Sonra oturup düşünüyorum. “Neden? Nasıl? Niçin? Tek bir sebebi olmalı. Efsane olmak zor. Efsane olarak yaşayabilmek çok daha zor. Ve umudumu diri tutuyorum. Çünkü çeyrek asırlık tecrübemiz, adanmış ruhlara sahip yöneticilerimiz, bağlarımızı güçlü tutan felsefemiz, en zor günlerde elini taşın altına koymaya çekinmeyen Teksüt A.Ş gibi cesur babayiğitlerimiz ve ilk günden beri coşkusuyla, enerjisiyle, duruşuyla takımına sahip çıkan ve fair play ödülüne layık görülen, 7 den 70 e, eğitim düzeyi, mesleği ve maddi seviyesi farklı fakat hedefi ve sevdası tek, gerçek VEFAlı, dünyanın en güzel taraftarı olan kocaman bir ailemiz var.

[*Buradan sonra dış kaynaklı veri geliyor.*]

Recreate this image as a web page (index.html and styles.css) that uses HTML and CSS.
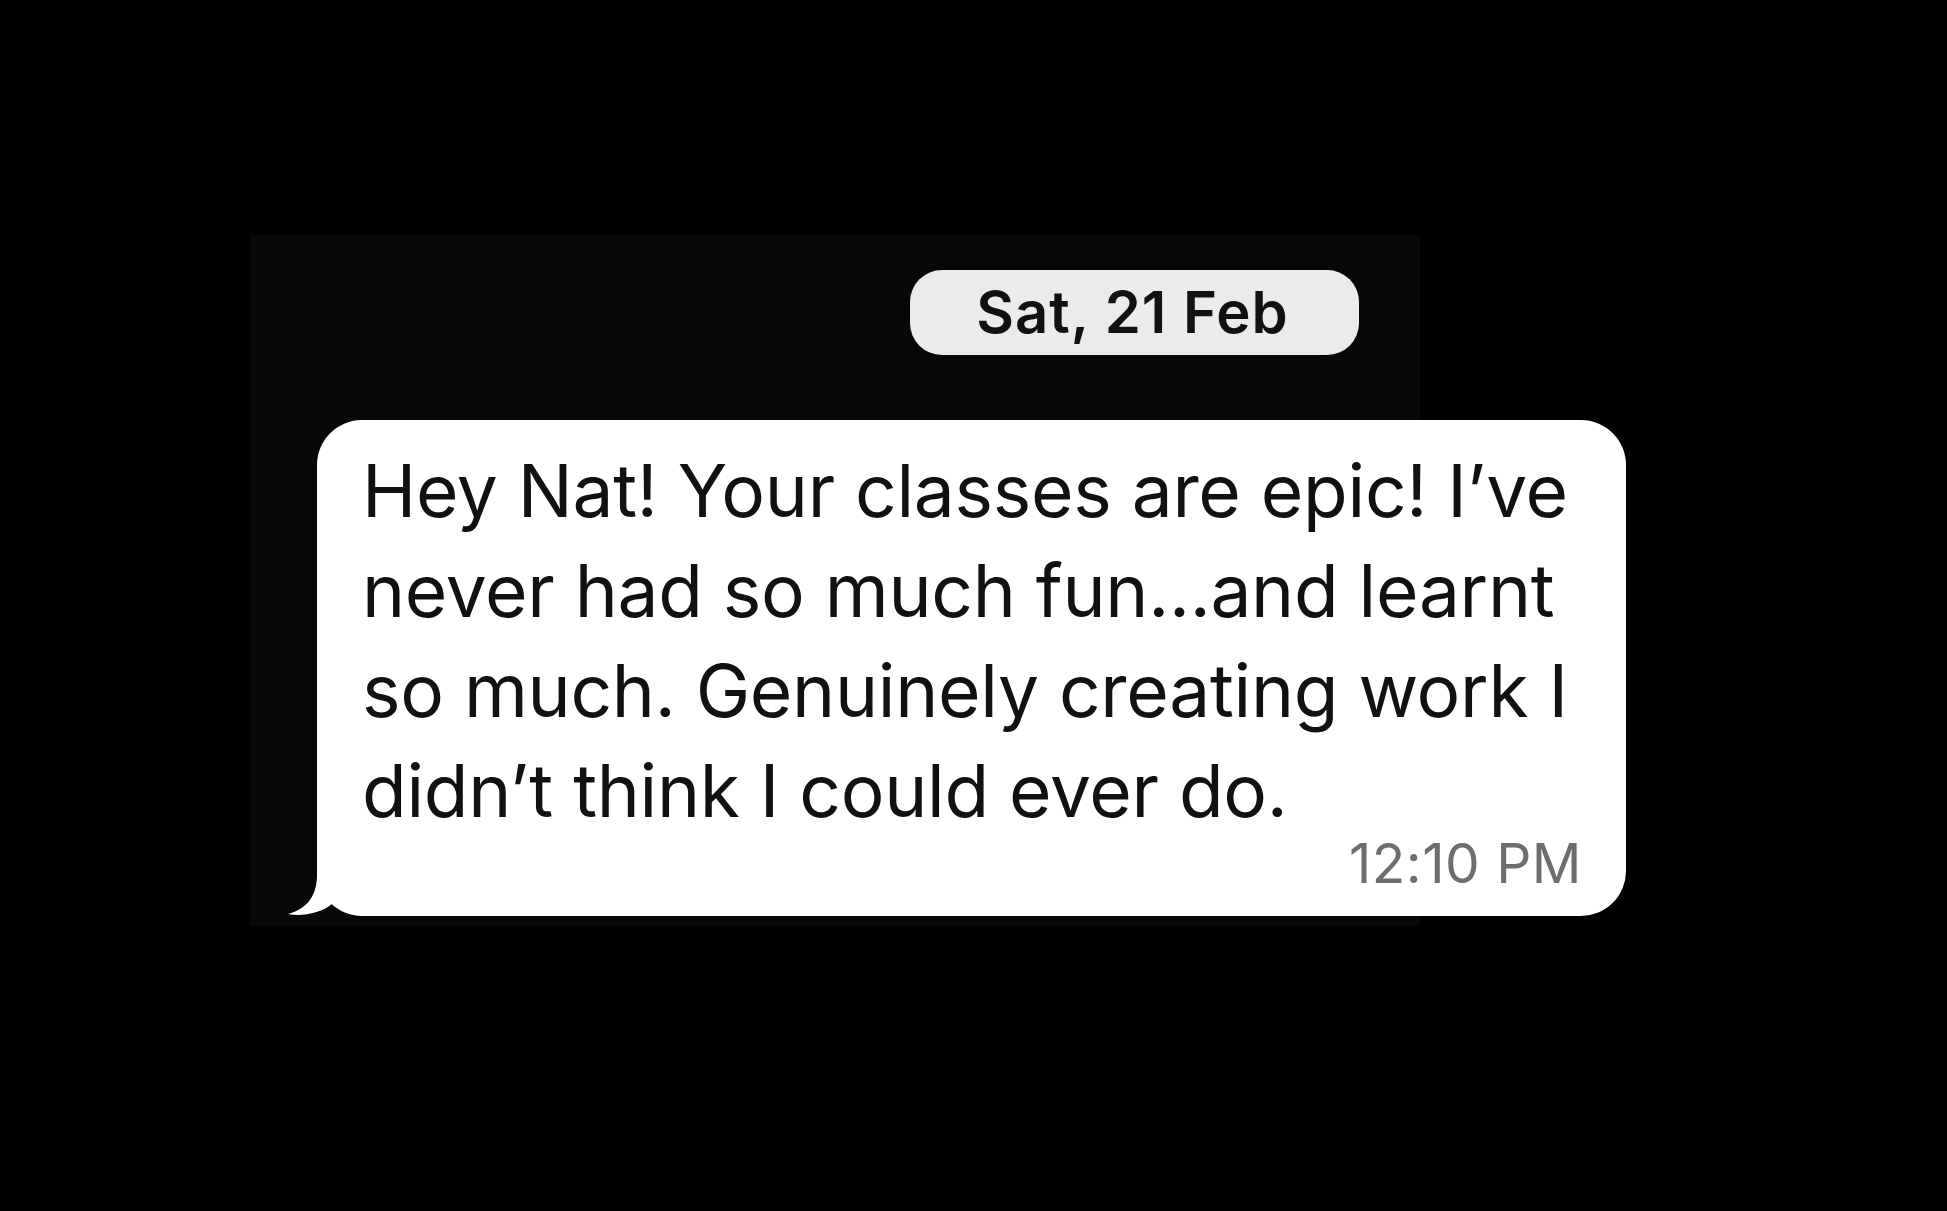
FILE: index.html
```html
<!DOCTYPE html>
<html lang="en">
<head>
<meta charset="utf-8">
<title>Message</title>
<link rel="stylesheet" href="styles.css">
</head>
<body>
<main class="stage">
  <section class="panel">
    <div class="date-pill">Sat, 21 Feb</div>
    <div class="bubble">
      <p class="msg">Hey Nat! Your classes are epic! I’ve<br>never had so much fun...and learnt<br>so much. Genuinely creating work I<br>didn’t think I could ever do.</p>
      <div class="time">12:10 PM</div>
      <svg class="tail" viewBox="0 0 60 60" width="60" height="60" aria-hidden="true">
        <path d="M30 0 L30 20 C29.5 40 20 53 1 58 C14 60.5 34 58 46 47 L46 0 Z" fill="#ffffff"/>
      </svg>
    </div>
  </section>
</main>
</body>
</html>
```
FILE: styles.css
```css
html, body {
  margin: 0;
  padding: 0;
  background: #000;
}
body {
  width: 1947px;
  height: 1211px;
  overflow: hidden;
  font-family: Inter, "Noto Sans", "Liberation Sans", sans-serif;
}
.stage {
  padding-top: 235px;
}
.panel {
  margin-left: 250px;
  width: 1170px;
  padding-top: 35px;
  padding-bottom: 10px;
  background: #080808;
}
.date-pill {
  margin-left: 660px;
  width: 449px;
  height: 85px;
  box-sizing: border-box;
  border-radius: 32px;
  background: #ebebeb;
  color: #111;
  font-size: 58px;
  font-weight: 600;
  line-height: 85px;
  text-align: center;
  padding-right: 4px;
  letter-spacing: 1px;
}
.bubble {
  position: relative;
  margin-top: 65px;
  margin-left: 67px;
  width: 1309px;
  box-sizing: border-box;
  background: #fff;
  border-radius: 45px;
  padding: 21px 44px 23px 45px;
}
.msg {
  margin: 0;
  color: #111;
  font-size: 73px;
  line-height: 100px;
  font-weight: 400;
  letter-spacing: -0.3px;
  white-space: nowrap;
}
.time {
  margin-top: -8px;
  text-align: right;
  color: #6e6e6e;
  font-size: 55px;
  line-height: 60px;
  letter-spacing: 0.5px;
}
.tail {
  position: absolute;
  left: -30px;
  bottom: 0;
  display: block;
}
```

Her zaman dediğim gibi. Tüm yüreğimle inanıyorum ki bu ateş yanmaya, Teksüt Bandırma BK efsane olmaya ve tarih yazmaya devam edecek. Fakat kaygı, üzüntü ve öfkemize sebep olanları ne tarih, ne Türk basketbolu, ne de vicdanlar hiç bir zaman affetmeyecek.